The majority of these leaders from the 50+ countries who cynically applaud him for these sacrifices and keep throwing their taxpayers’ money and weapons to reject diplomatic efforts to end this conflict have embarrassing ratings at home and will find their disgraceful places in the historical annals.
All eyes are now on Trump, and many are anxiously waiting for January 20 next year, when he might attempt to end this horror. However, his opponents are not waiting and demanding that Trump not make any concessions to Moscow, including sanctions relief, saying that this will strengthen Putin’s hand for the subsequent aggression.
“The United States and Europe must invest in resisting Russia now or pay a far greater cost later,” scream Foreign Affairs’ authors, and continue that “Russia hosted the annual summit of BRICS with dozens of world leaders in attendance, demonstrating a growing interest in the group’s role as a platform for challenging Western power and influence.”
One of the indicators of Trump’s possible success in pursuing peace in Ukraine is whether he manages to overcome the resistance of Republicans, who want to prevent some of his picks for future cabinet who share his agenda from passing successfully through the Senate torture chambers. One of them is a former Congresswoman, US Army veteran, and Democratic Presidential candidate Tulsi Gabbard, whom Trump nominated for Director of National Intelligence, overseeing all 18 intelligence agencies with the $106 billion budget and playing an essential role in formulating foreign policy.
Immediately, nearly 100 former national security officials signed a letter criticizing this choice and calling for closed-door Senate hearings to review any government information about her. “Several of Ms. Gabbard’s past actions call into question her ability to deliver unbiased intelligence briefings to the President, Congress, and to the entire national security apparatus,” the letter said.
Reached for comment, a spokesperson for Gabbard on the Trump transition team slammed the letter, as well as the signers’ credentials, saying, “These unfounded attacks are from the same geniuses who have blood on their hands from decades of faulty ‘intelligence,’ including the non-existent weapons of mass destruction,” said spokesperson Alexa Henning, referring to a purported justification for the start of the Iraq War that turned out to be wrong. “These intel officials continue to use classification as a partisan weapon to smear and imply things about their political enemy without putting the facts out,” Henning continued.
Gabbard has long criticized foreign policy as imperial and said the war could have been prevented had the US and the West recognized Moscow’s concerns about Ukraine possibly joining the NATO alliance. This has earned her from some lawmakers the usual accusations of echoing Russian propaganda.

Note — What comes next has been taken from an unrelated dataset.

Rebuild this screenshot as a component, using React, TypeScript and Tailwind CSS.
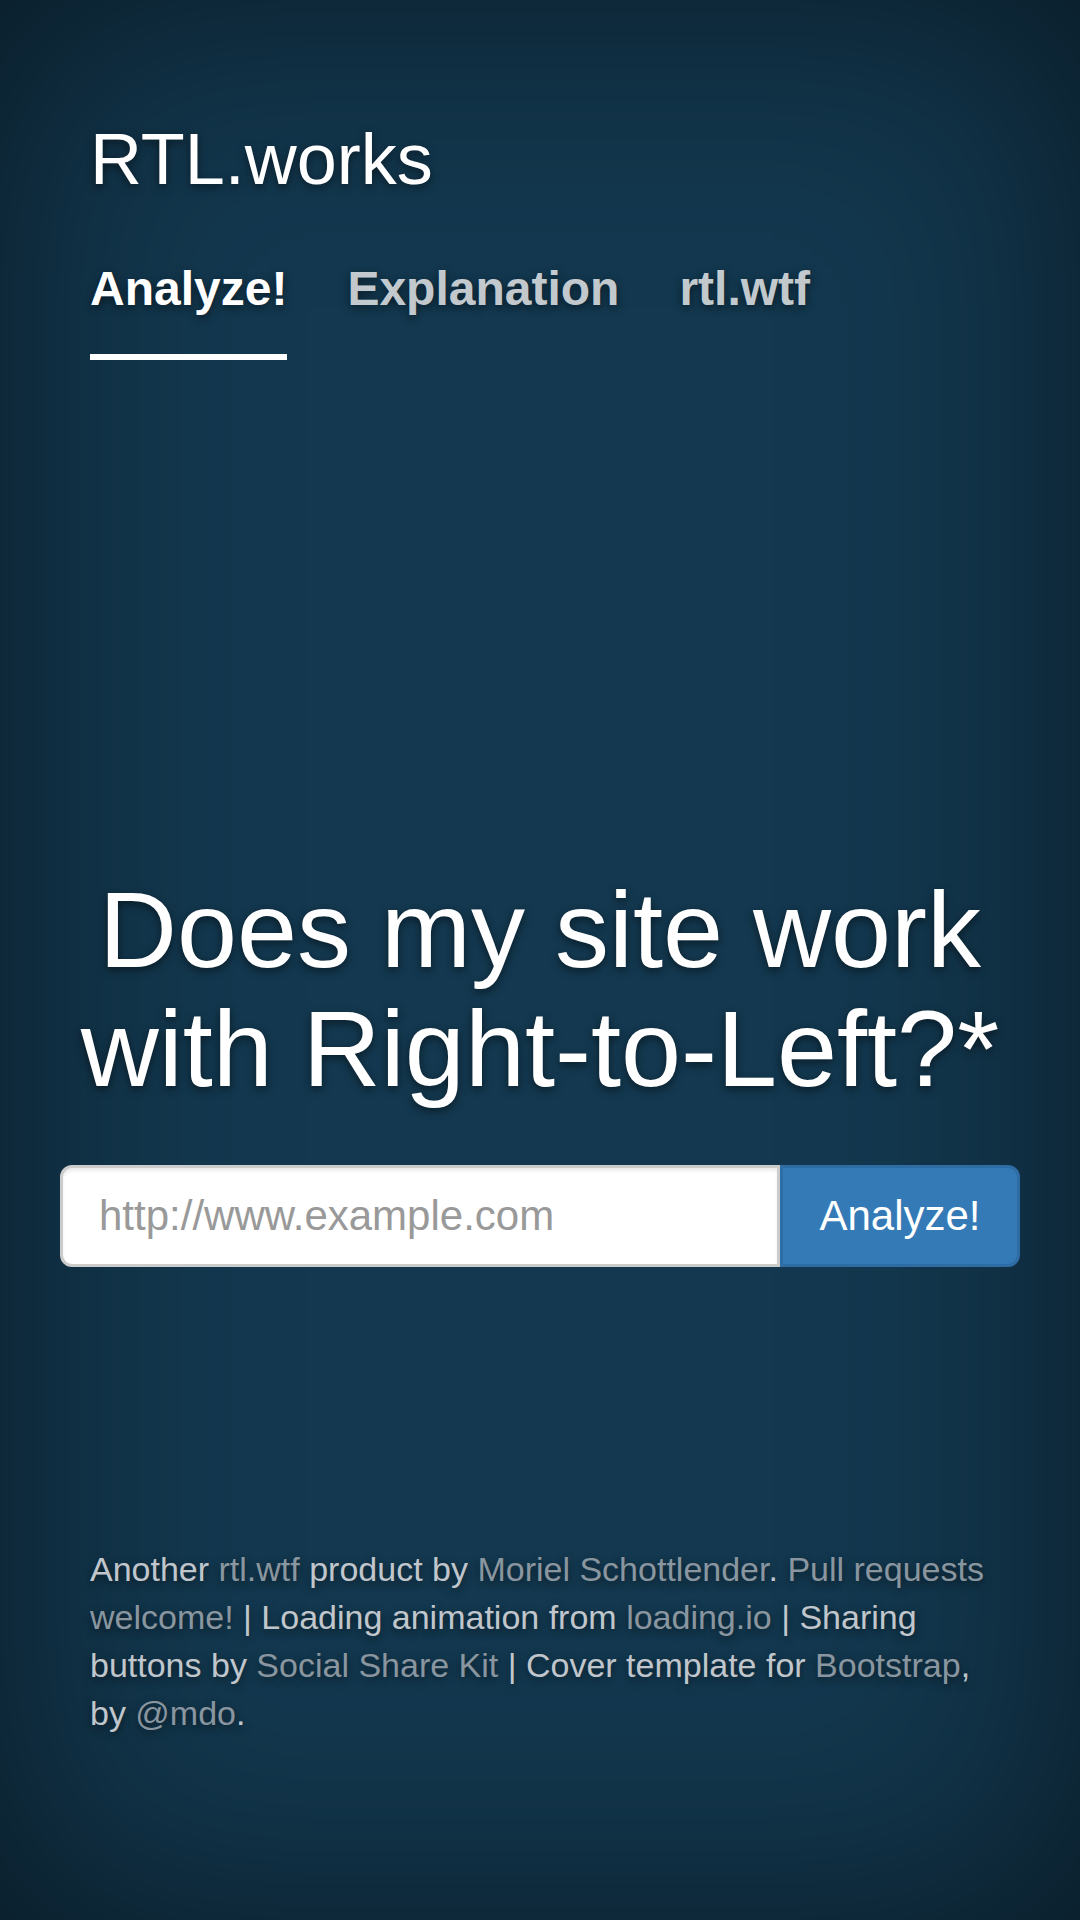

In a Democratic presidential primary debate in 2020, Gabbard called for “an end to this ongoing Bush-Clinton foreign policy doctrine of regime change wars, overthrowing dictators in other countries, needlessly sending my brothers and sisters in uniform into harm’s way to fight in wars that actually undermine our national security and have cost us thousands of American lives.”

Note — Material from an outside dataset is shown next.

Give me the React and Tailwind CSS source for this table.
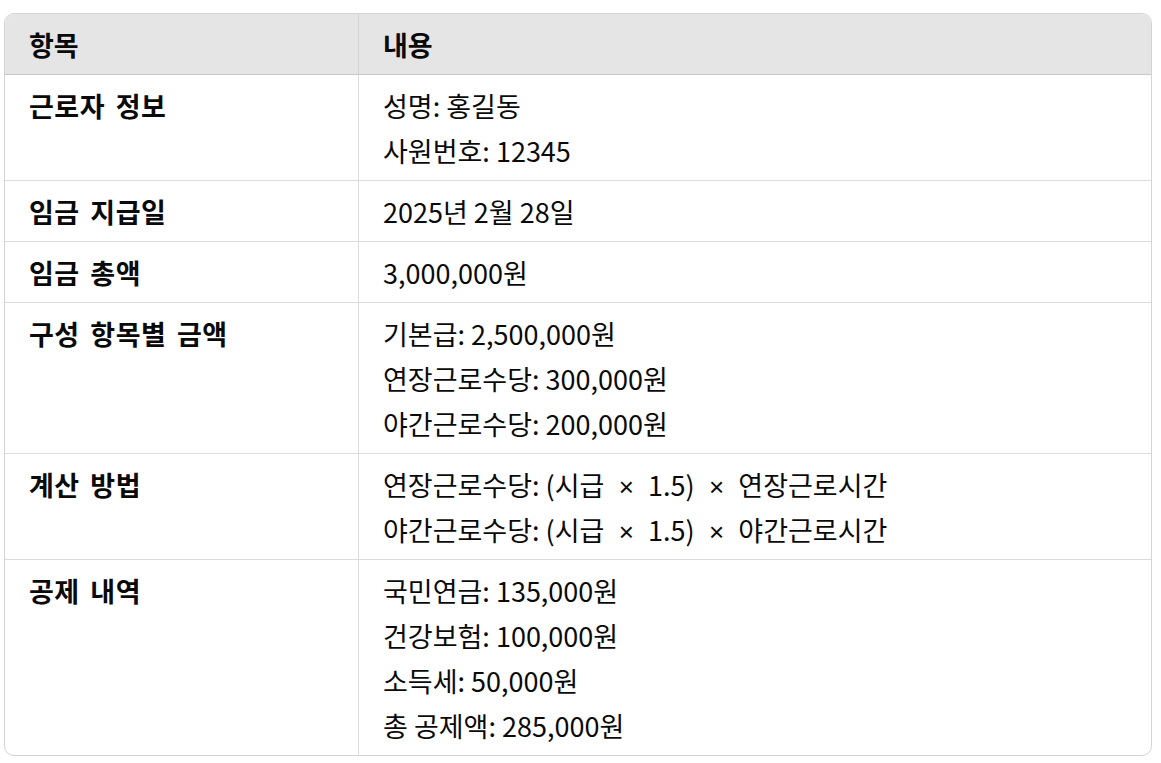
const rows = [
  { label: "근로자 정보", lines: ["성명: 홍길동", "사원번호: 12345"] },
  { label: "임금 지급일", lines: ["2025년 2월 28일"] },
  { label: "임금 총액", lines: ["3,000,000원"] },
  {
    label: "구성 항목별 금액",
    lines: ["기본급: 2,500,000원", "연장근로수당: 300,000원", "야간근로수당: 200,000원"],
  },
  {
    label: "계산 방법",
    lines: [
      ["연장근로수당: (시급", "1.5)", "연장근로시간"],
      ["야간근로수당: (시급", "1.5)", "야간근로시간"],
    ],
  },
  {
    label: "공제 내역",
    lines: ["국민연금: 135,000원", "건강보험: 100,000원", "소득세: 50,000원", "총 공제액: 285,000원"],
  },
];

// formula lines: the × sign is a small latin glyph with wide gaps
const Times = () => (
  <span className="px-[7px] font-['Liberation_Sans'] text-[26px] leading-none"> × </span>
);

const Line = ({ line }) => {
  if (typeof line === "string") return <p>{line}</p>;
  const [a, b, c] = line;
  return (
    <p>
      {a}
      <Times />
      {b}
      <Times />
      {c}
    </p>
  );
};

const App = () => {
  return (
    <div
      className="min-h-screen bg-white pl-1 pr-[9px] pt-[13px] text-[27px] text-[#0a0a0a]"
      style={{ fontFamily: '"Noto Sans CJK KR", sans-serif' }}
    >
      <div className="w-[1148px] overflow-hidden rounded-[10px] border border-[#d4d4d4]">
        <div className="grid grid-cols-[354px_1fr] border-b border-[#c8c8c8] bg-[#e5e5e5] font-bold">
          <div className="border-r border-[#d4d4d4] px-6 py-[7.5px] leading-[45px]">항목</div>
          <div className="px-6 py-[7.5px] leading-[45px]">내용</div>
        </div>
        {rows.map((row, i) => (
          <div
            key={row.label}
            className={`grid grid-cols-[354px_1fr] ${i < rows.length - 1 ? "border-b border-[#dcdcdc]" : ""}`}
          >
            <div className="border-r border-[#dcdcdc] px-6 py-[7.5px] font-bold leading-[45px] tracking-[0.5px] [word-spacing:4px]">
              {row.label}
            </div>
            <div className="px-6 py-[7.5px] leading-[45px]">
              {row.lines.map((line, j) => (
                <Line key={j} line={line} />
              ))}
            </div>
          </div>
        ))}
      </div>
    </div>
  );
};

export default App;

Considering the slim Senate Republican majority, if some vote ‘no,’ there are doubts about whether her nomination will secure confirmation. Democrats also have accused Gabbard without evidence of being a “Russian asset.” Without offering details, Sen. Elizabeth Warren claimed that Gabbard was in Russian President Vladimir’s “Putin’s pocket.” However, senators closely aligned with Trump have endorsed her and said they expect her confirmation.